EXERCISE OBJECTIVE -
Nothing in the data should change when you return it, but leave the pictures out.

PROVIDED DATA -
= = =

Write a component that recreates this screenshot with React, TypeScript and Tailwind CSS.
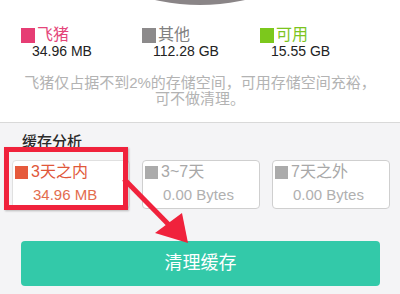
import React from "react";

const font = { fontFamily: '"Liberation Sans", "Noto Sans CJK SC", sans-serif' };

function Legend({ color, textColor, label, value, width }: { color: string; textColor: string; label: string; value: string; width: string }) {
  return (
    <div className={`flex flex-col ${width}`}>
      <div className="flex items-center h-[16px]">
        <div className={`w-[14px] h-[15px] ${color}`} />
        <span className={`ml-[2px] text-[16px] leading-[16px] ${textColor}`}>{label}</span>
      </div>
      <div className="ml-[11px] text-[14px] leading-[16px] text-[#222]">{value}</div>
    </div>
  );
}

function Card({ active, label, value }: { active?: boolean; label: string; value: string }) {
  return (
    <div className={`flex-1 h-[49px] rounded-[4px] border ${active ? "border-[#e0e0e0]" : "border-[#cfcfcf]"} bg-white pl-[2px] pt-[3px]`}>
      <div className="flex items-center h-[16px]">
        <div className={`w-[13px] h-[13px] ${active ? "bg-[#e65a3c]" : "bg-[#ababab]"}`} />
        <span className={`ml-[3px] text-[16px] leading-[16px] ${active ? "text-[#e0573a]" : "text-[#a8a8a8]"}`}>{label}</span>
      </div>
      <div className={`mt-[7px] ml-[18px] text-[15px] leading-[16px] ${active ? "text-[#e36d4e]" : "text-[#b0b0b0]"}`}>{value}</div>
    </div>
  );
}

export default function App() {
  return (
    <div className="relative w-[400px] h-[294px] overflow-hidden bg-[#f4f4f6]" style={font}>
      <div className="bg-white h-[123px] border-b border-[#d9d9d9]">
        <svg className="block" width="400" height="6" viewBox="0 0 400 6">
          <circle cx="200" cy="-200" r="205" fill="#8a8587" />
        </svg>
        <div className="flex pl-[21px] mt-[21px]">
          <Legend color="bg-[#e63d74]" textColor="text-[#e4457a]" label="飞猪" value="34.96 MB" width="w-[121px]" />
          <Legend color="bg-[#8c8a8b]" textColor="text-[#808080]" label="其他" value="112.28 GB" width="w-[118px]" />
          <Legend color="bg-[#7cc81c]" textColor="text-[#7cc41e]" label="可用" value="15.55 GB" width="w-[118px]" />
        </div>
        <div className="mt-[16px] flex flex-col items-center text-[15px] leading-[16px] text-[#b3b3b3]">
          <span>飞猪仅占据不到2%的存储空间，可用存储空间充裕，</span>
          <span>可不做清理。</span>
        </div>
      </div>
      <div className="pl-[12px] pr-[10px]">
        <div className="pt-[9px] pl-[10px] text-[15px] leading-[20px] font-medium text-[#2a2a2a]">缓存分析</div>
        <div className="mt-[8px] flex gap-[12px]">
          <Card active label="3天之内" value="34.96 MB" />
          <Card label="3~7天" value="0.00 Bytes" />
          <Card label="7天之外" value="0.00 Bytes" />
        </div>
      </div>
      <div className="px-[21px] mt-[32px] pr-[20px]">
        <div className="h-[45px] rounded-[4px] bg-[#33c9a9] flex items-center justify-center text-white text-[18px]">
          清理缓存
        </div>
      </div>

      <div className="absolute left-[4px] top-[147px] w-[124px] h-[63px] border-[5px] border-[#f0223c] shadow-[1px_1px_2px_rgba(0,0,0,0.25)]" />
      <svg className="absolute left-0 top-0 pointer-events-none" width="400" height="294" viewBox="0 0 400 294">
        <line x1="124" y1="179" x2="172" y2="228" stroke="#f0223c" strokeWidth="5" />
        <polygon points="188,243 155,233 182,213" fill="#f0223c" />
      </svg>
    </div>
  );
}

= = =

TASK RESPONSE -
Write a component that recreates this screenshot with React, TypeScript and Tailwind CSS.
import React from "react";

const font = { fontFamily: '"Liberation Sans", "Noto Sans CJK SC", sans-serif' };

function Legend({ color, textColor, label, value, width }: { color: string; textColor: string; label: string; value: string; width: string }) {
  return (
    <div className={`flex flex-col ${width}`}>
      <div className="flex items-center h-[16px]">
        <div className={`w-[14px] h-[15px] ${color}`} />
        <span className={`ml-[2px] text-[16px] leading-[16px] ${textColor}`}>{label}</span>
      </div>
      <div className="ml-[11px] text-[14px] leading-[16px] text-[#222]">{value}</div>
    </div>
  );
}

function Card({ active, label, value }: { active?: boolean; label: string; value: string }) {
  return (
    <div className={`flex-1 h-[49px] rounded-[4px] border ${active ? "border-[#e0e0e0]" : "border-[#cfcfcf]"} bg-white pl-[2px] pt-[3px]`}>
      <div className="flex items-center h-[16px]">
        <div className={`w-[13px] h-[13px] ${active ? "bg-[#e65a3c]" : "bg-[#ababab]"}`} />
        <span className={`ml-[3px] text-[16px] leading-[16px] ${active ? "text-[#e0573a]" : "text-[#a8a8a8]"}`}>{label}</span>
      </div>
      <div className={`mt-[7px] ml-[18px] text-[15px] leading-[16px] ${active ? "text-[#e36d4e]" : "text-[#b0b0b0]"}`}>{value}</div>
    </div>
  );
}

export default function App() {
  return (
    <div className="relative w-[400px] h-[294px] overflow-hidden bg-[#f4f4f6]" style={font}>
      <div className="bg-white h-[123px] border-b border-[#d9d9d9]">
        <svg className="block" width="400" height="6" viewBox="0 0 400 6">
          <circle cx="200" cy="-200" r="205" fill="#8a8587" />
        </svg>
        <div className="flex pl-[21px] mt-[21px]">
          <Legend color="bg-[#e63d74]" textColor="text-[#e4457a]" label="飞猪" value="34.96 MB" width="w-[121px]" />
          <Legend color="bg-[#8c8a8b]" textColor="text-[#808080]" label="其他" value="112.28 GB" width="w-[118px]" />
          <Legend color="bg-[#7cc81c]" textColor="text-[#7cc41e]" label="可用" value="15.55 GB" width="w-[118px]" />
        </div>
        <div className="mt-[16px] flex flex-col items-center text-[15px] leading-[16px] text-[#b3b3b3]">
          <span>飞猪仅占据不到2%的存储空间，可用存储空间充裕，</span>
          <span>可不做清理。</span>
        </div>
      </div>
      <div className="pl-[12px] pr-[10px]">
        <div className="pt-[9px] pl-[10px] text-[15px] leading-[20px] font-medium text-[#2a2a2a]">缓存分析</div>
        <div className="mt-[8px] flex gap-[12px]">
          <Card active label="3天之内" value="34.96 MB" />
          <Card label="3~7天" value="0.00 Bytes" />
          <Card label="7天之外" value="0.00 Bytes" />
        </div>
      </div>
      <div className="px-[21px] mt-[32px] pr-[20px]">
        <div className="h-[45px] rounded-[4px] bg-[#33c9a9] flex items-center justify-center text-white text-[18px]">
          清理缓存
        </div>
      </div>

      <div className="absolute left-[4px] top-[147px] w-[124px] h-[63px] border-[5px] border-[#f0223c] shadow-[1px_1px_2px_rgba(0,0,0,0.25)]" />
      <svg className="absolute left-0 top-0 pointer-events-none" width="400" height="294" viewBox="0 0 400 294">
        <line x1="124" y1="179" x2="172" y2="228" stroke="#f0223c" strokeWidth="5" />
        <polygon points="188,243 155,233 182,213" fill="#f0223c" />
      </svg>
    </div>
  );
}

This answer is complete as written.